I’ve done this! And when I was in undergrad, and not using version control systems (or using them poorly), I would be out of luck! I’d have to try to remember what I wrote, which I almost never did, and I wasted hours of time.

With modern version control systems, especially if you are hosting a project on GitHub and/or using a great IDE like IntelliJ, you can quickly and easily time-travel to your earlier commits, get what you need, and bring the code back to the present with you!

Additionally, if you are pushing to a remote repository, you don’t have to worry if your hard drive fails or if for some other reason you are unable to access the computer you wrote code on. It’s all online and accessible!

Debugging

In large software systems, it is often very easy to run into problems with stability (covered back in the Software Quality module). That is, changes in one location in the code can have negative and unpredictable side effects for other parts of the code.

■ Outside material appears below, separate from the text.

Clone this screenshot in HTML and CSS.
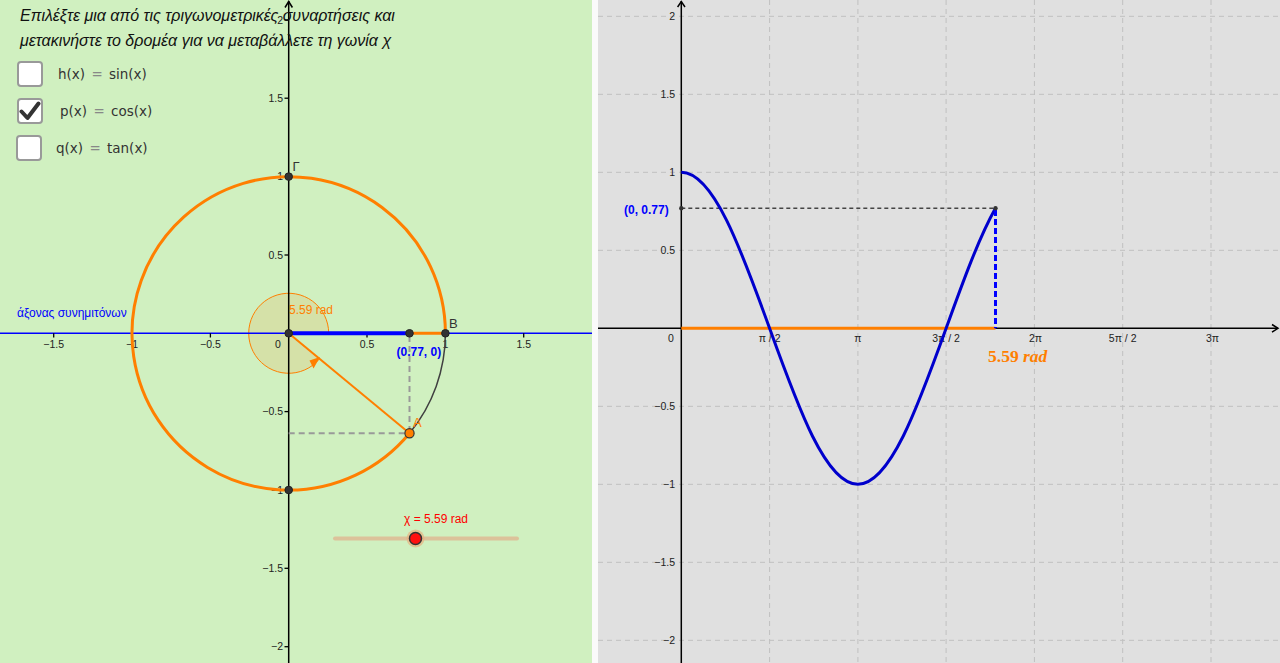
FILE: index.html
```html
<!DOCTYPE html>
<html lang="el">
<head>
<meta charset="utf-8">
<title>Τριγωνομετρικές συναρτήσεις</title>
<link rel="stylesheet" href="styles.css">
</head>
<body>
<div class="app">
  <section class="panel panel-circle">
    <svg class="canvas" width="592" height="663" viewBox="0 0 592 663" xmlns="http://www.w3.org/2000/svg">
      <!-- sector -->
      <path class="sector" d="M288.7 333.3 L328.7 333.3 A40 40 0 1 0 319.5 358.8 Z"/>
      <polygon class="orange-fill" points="320,357 309.5,360.5 313.5,368.5"/>
      <!-- axes -->
      <line class="axis-x" x1="0" y1="333.3" x2="592" y2="333.3"/>
      <line class="axis" x1="288.7" y1="1" x2="288.7" y2="663"/>
      <polyline class="axis" points="285,7.5 288.7,1.5 292.4,7.5"/>
      <!-- ticks x -->
      <g class="tick">
        <line x1="53.7" y1="333.3" x2="53.7" y2="337.5"/>
        <line x1="132" y1="333.3" x2="132" y2="337.5"/>
        <line x1="210.4" y1="333.3" x2="210.4" y2="337.5"/>
        <line x1="367" y1="333.3" x2="367" y2="337.5"/>
        <line x1="445.4" y1="333.3" x2="445.4" y2="337.5"/>
        <line x1="523.7" y1="333.3" x2="523.7" y2="337.5"/>
        <line x1="284.5" y1="19.9" x2="288.7" y2="19.9"/>
        <line x1="284.5" y1="98.2" x2="288.7" y2="98.2"/>
        <line x1="284.5" y1="176.6" x2="288.7" y2="176.6"/>
        <line x1="284.5" y1="255" x2="288.7" y2="255"/>
        <line x1="284.5" y1="411.6" x2="288.7" y2="411.6"/>
        <line x1="284.5" y1="490" x2="288.7" y2="490"/>
        <line x1="284.5" y1="568.3" x2="288.7" y2="568.3"/>
        <line x1="284.5" y1="646.7" x2="288.7" y2="646.7"/>
      </g>
      <g class="ticklabel mid">
        <text x="53.7" y="347.5">−1.5</text>
        <text x="132" y="347.5">−1</text>
        <text x="210.4" y="347.5">−0.5</text>
        <text x="278" y="347.5">0</text>
        <text x="367" y="347.5">0.5</text>
        <text x="445.4" y="347.5">1</text>
        <text x="523.7" y="347.5">1.5</text>
      </g>
      <g class="ticklabel end">
        <text x="283" y="23.5">2</text>
        <text x="283" y="101.8">1.5</text>
        <text x="283" y="180.2">1</text>
        <text x="283" y="258.6">0.5</text>
        <text x="283" y="415.2">−0.5</text>
        <text x="283" y="493.6">−1</text>
        <text x="283" y="571.9">−1.5</text>
        <text x="283" y="650.3">−2</text>
      </g>
      <!-- circle -->
      <path class="circle" d="M445.4 333.3 A156.7 156.7 0 1 0 409.5 433.2"/>
      <path class="arc-rest" d="M409.5 433.2 A156.7 156.7 0 0 0 445.4 333.3"/>
      <!-- dashed projections -->
      <line class="proj" x1="409.5" y1="336" x2="409.5" y2="433.2"/>
      <line class="proj" x1="288.7" y1="433.2" x2="406" y2="433.2"/>
      <!-- segments -->
      <line class="seg-orange" x1="409.5" y1="333.3" x2="445.4" y2="333.3"/>
      <line class="seg-blue" x1="288.7" y1="333.3" x2="409.5" y2="333.3"/>
      <line class="ray" x1="288.7" y1="333.3" x2="409.5" y2="433.2"/>
      <!-- points -->
      <g class="pt">
        <circle cx="288.7" cy="333.3" r="3.8"/>
        <circle cx="409.5" cy="333.3" r="3.8"/>
        <circle cx="445.4" cy="333.3" r="3.8"/>
        <circle cx="288.7" cy="176.6" r="3.8"/>
        <circle cx="288.7" cy="490" r="3.8"/>
      </g>
      <circle class="pt-a" cx="409.5" cy="433.2" r="4.6"/>
      <!-- labels -->
      <text class="lbl" x="449" y="328">B</text>
      <text class="lbl" x="292.5" y="171">Γ</text>
      <text class="lbl orange" x="413" y="427">A</text>
      <text class="lbl orange small" x="289" y="313.5">5.59 rad</text>
      <text class="lbl blue bold small" x="396.5" y="356">(0.77, 0)</text>
      <text class="lbl blue axisname" x="17" y="317">άξονας συνημιτόνων</text>
      <!-- slider -->
      <text class="lbl red small" x="404" y="523">χ = 5.59 rad</text>
      <line class="slider-track" x1="335" y1="538.5" x2="517" y2="538.5"/>
      <circle class="slider-halo" cx="415.5" cy="538.5" r="9"/>
      <circle class="slider-knob" cx="415.5" cy="538.5" r="6"/>
    </svg>

    <p class="prompt">Επιλέξτε μια από τις τριγωνομετρικές συναρτήσεις και<br>μετακινήστε το δρομέα για να μεταβάλλετε τη γωνία χ</p>

    <ul class="checks">
      <li class="check-row">
        <span class="box"></span>
        <span class="fn">h(x) <span class="eq">=</span> sin(x)</span>
      </li>
      <li class="check-row check-row--p">
        <span class="box">
          <svg width="22" height="22" viewBox="0 0 22 22"><path d="M2.5 11.5 L8.5 18 L19.5 3.5" fill="none" stroke="#333" stroke-width="4" stroke-linecap="round" stroke-linejoin="round"/></svg>
        </span>
        <span class="fn">p(x) <span class="eq">=</span> cos(x)</span>
      </li>
      <li class="check-row check-row--q">
        <span class="box"></span>
        <span class="fn">q(x) <span class="eq">=</span> tan(x)</span>
      </li>
    </ul>
  </section>

  <div class="divider"></div>

  <section class="panel panel-graph">
    <svg class="canvas" width="682" height="663" viewBox="598 0 682 663" xmlns="http://www.w3.org/2000/svg">
      <g class="grid">
        <line x1="598" y1="16.3" x2="1280" y2="16.3"/>
        <line x1="598" y1="94.3" x2="1280" y2="94.3"/>
        <line x1="598" y1="172.3" x2="1280" y2="172.3"/>
        <line x1="598" y1="250.3" x2="1280" y2="250.3"/>
        <line x1="598" y1="406.3" x2="1280" y2="406.3"/>
        <line x1="598" y1="484.3" x2="1280" y2="484.3"/>
        <line x1="598" y1="562.3" x2="1280" y2="562.3"/>
        <line x1="598" y1="640.3" x2="1280" y2="640.3"/>
        <line x1="769.6" y1="0" x2="769.6" y2="663"/>
        <line x1="857.9" y1="0" x2="857.9" y2="663"/>
        <line x1="946.1" y1="0" x2="946.1" y2="663"/>
        <line x1="1034.4" y1="0" x2="1034.4" y2="663"/>
        <line x1="1122.7" y1="0" x2="1122.7" y2="663"/>
        <line x1="1211" y1="0" x2="1211" y2="663"/>
      </g>
      <line class="axis" x1="598" y1="328.3" x2="1278" y2="328.3"/>
      <polyline class="axis" points="1272,324.5 1278,328.3 1272,332.1"/>
      <line class="axis" x1="681.3" y1="1" x2="681.3" y2="663"/>
      <polyline class="axis" points="677.6,7 681.3,1.5 685,7"/>
      <g class="ticklabel end">
        <text x="675" y="20">2</text>
        <text x="675" y="98">1.5</text>
        <text x="675" y="176">1</text>
        <text x="675" y="254">0.5</text>
        <text x="675" y="410">−0.5</text>
        <text x="675" y="488">−1</text>
        <text x="675" y="566">−1.5</text>
        <text x="675" y="644">−2</text>
      </g>
      <g class="ticklabel mid">
        <text x="671" y="342">0</text>
        <text x="769.6" y="342">π / 2</text>
        <text x="857.9" y="342">π</text>
        <text x="946.1" y="342">3π / 2</text>
        <text x="1035.5" y="342">2π</text>
        <text x="1122.7" y="342">5π / 2</text>
        <text x="1212.5" y="342">3π</text>
      </g>
      <line class="dash-dark" x1="681.3" y1="208.3" x2="995.5" y2="208.3"/>
      <line class="seg-orange" x1="681.3" y1="328.3" x2="995.5" y2="328.3"/>
      <path class="curve" d="M681.3 172.3 C713.25 172.3 740.79 248.38 769.58 328.3 C798.37 408.22 825.91 484.3 857.86 484.3 C889.81 484.3 917.35 408.22 946.14 328.3 C962.58 282.67 979.02 237.43 995.46 208.27"/>
      <line class="dash-blue" x1="995.5" y1="210" x2="995.5" y2="328.3"/>
      <circle class="pt-small" cx="995.5" cy="208.3" r="2.2"/>
      <circle class="pt-small" cx="681.3" cy="208.3" r="2.2"/>
      <text class="lbl blue bold small" x="624" y="213.5">(0, 0.77)</text>
      <text class="rad-label" x="988" y="361.5">5.59 <tspan class="rad-it">rad</tspan></text>
    </svg>
  </section>
</div>
</body>
</html>
```

FILE: styles.css
```css
* { box-sizing: border-box; }
html, body { margin: 0; padding: 0; }
body {
  width: 1280px;
  height: 663px;
  overflow: hidden;
  font-family: "Liberation Sans", Arial, sans-serif;
  background: #ffffff;
}
.app {
  display: flex;
  width: 1280px;
  height: 663px;
}
.panel {
  position: relative;
  height: 663px;
  overflow: hidden;
}
.panel-circle {
  width: 592px;
  background: #d0f0c0;
}
.divider {
  width: 6px;
  background: #fafafa;
}
.panel-graph {
  flex: 1;
  background: #e0e0e0;
}
.canvas {
  position: absolute;
  left: 0;
  top: 0;
  display: block;
}
.prompt {
  position: relative;
  margin: 0;
  padding: 3px 0 0 20px;
  font-style: italic;
  font-size: 16px;
  line-height: 25px;
  color: #111;
}
.checks {
  position: relative;
  list-style: none;
  margin: 8px 0 0 0;
  padding: 0 0 0 17px;
  display: flex;
  flex-direction: column;
  gap: 11px;
}
.check-row {
  display: flex;
  align-items: center;
  gap: 15px;
  height: 26px;
}
.check-row--p { gap: 17px; }
.check-row--q { gap: 14px; margin-left: -1px; }
.box {
  width: 26px;
  height: 26px;
  background: #fff;
  border: 2px solid #999;
  border-radius: 4px;
  display: flex;
  align-items: center;
  justify-content: center;
}
.fn {
  font-family: "DejaVu Sans", sans-serif;
  font-size: 13.5px;
  color: #333;
  word-spacing: 2px;
}
.eq { color: #888; }

/* svg styles */
.axis { stroke: #000; stroke-width: 1.5; fill: none; }
.axis-x { stroke: #0000ff; stroke-width: 1.5; }
.tick line { stroke: #000; stroke-width: 1.3; }
.ticklabel text {
  font-family: "Liberation Sans", Arial, sans-serif;
  font-size: 10.5px;
  fill: #222;
}
.ticklabel.mid text { text-anchor: middle; }
.ticklabel.end text { text-anchor: end; }
.sector { fill: #ff7f00; fill-opacity: 0.12; stroke: #ff7f00; stroke-width: 1; }
.orange-fill { fill: #ff7f00; }
.circle { fill: none; stroke: #ff7f00; stroke-width: 3; }
.arc-rest { fill: none; stroke: #404040; stroke-width: 1.5; }
.proj { stroke: #999; stroke-width: 2; stroke-dasharray: 6 4; }
.seg-orange { stroke: #ff7f00; stroke-width: 3; }
.seg-blue { stroke: #0000ff; stroke-width: 4; }
.ray { stroke: #ff7f00; stroke-width: 2; }
.pt circle { fill: #333; stroke: #222; stroke-width: 1; }
.pt-a { fill: #ff7f00; stroke: #333; stroke-width: 1.2; }
.pt-small { fill: #333; }
.lbl {
  font-family: "Liberation Sans", Arial, sans-serif;
  font-size: 13px;
  fill: #333;
}
.lbl.small { font-size: 12px; }
.lbl.orange { fill: #ff7f00; }
.lbl.blue { fill: #0000ff; }
.lbl.red { fill: #ff0000; }
.lbl.bold { font-weight: bold; }
.lbl.axisname { font-size: 12px; }
.slider-track { stroke: #dcc29a; stroke-width: 4; stroke-linecap: round; }
.slider-halo { fill: #e8b080; fill-opacity: 0.7; }
.slider-knob { fill: #ff1010; stroke: #333; stroke-width: 1.5; }
.grid line { stroke: #c0c0c0; stroke-width: 1; stroke-dasharray: 5 4; }
.dash-dark { stroke: #444; stroke-width: 1.5; stroke-dasharray: 4 3; }
.dash-blue { stroke: #0000ff; stroke-width: 3; stroke-dasharray: 6 3; }
.curve { fill: none; stroke: #0000cc; stroke-width: 3; }
.rad-label {
  font-family: "Liberation Serif", "Times New Roman", serif;
  font-weight: bold;
  font-size: 17.5px;
  fill: #ff7f00;
}
.rad-it { font-style: italic; }
```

However, if you practice proper test-driven development, as we will cover later in this course, and sufficiently test your code, you can often find these “would be” bugs before you share your code with others. Once you identify that a test is failing, and a bug must have been introduced, you can step back through your commit history and find the commit where the bug first appeared.

This will substantially narrow your search when trying to find and correct the bug!

Collaboration

One of the most obvious benefits is how VCS supports collaboration between multiple people. A robust VCS system will allow multiple development branches, so individuals or tight-knit groups can work on individual features and incorporate them independent of other changes throughout the software project. Robust systems will alert you when two changes conflict with one another, ensuring a human is consciously deciding how to resolve the defect to avoid unexpected errors. A robust system can allow tracking of who worked on what, so if issues emerge, you know who the first person to talk to is.

In particular, the VCS git ended up being the basis for an entire programming hub and social network, GitHub.

Conflict Detection

When working together, programmers will not always pull in the same direction. While experienced software development teams will have a good idea of what everyone is working on, there will still at times be situations where two people make changes to the project at roughly the same time that are not compatible.

This is similar to race conditions you’ve talked about when using Threads in Java, and we want to make sure race conditions are avoided when possible! Modern VCS systems will handle all threading aspects of handling commits, but they will not resolve conflicts for you! And this is a good thing!

When a conflict is created by two programmers committing incompatible changes, the VCS system will alert the second committer that their commit creates a conflict. Then, the second committer will want to work with the first committer to decide how to best resolve the conflict.

A good VCS system handles compatible changes without manual effort, but forces the committers to take manual effort whenever there is a conflict and helps inform the committers what the nature of the conflict is to best enable committers to make an appropriate decision on how to resolve the conflict.

Deployment

When we say deployment, what we mean is releasing changes to a software product such that the customer can access them. Whenever you are prompted to download a software update, that is because the company deployed new changes to the software.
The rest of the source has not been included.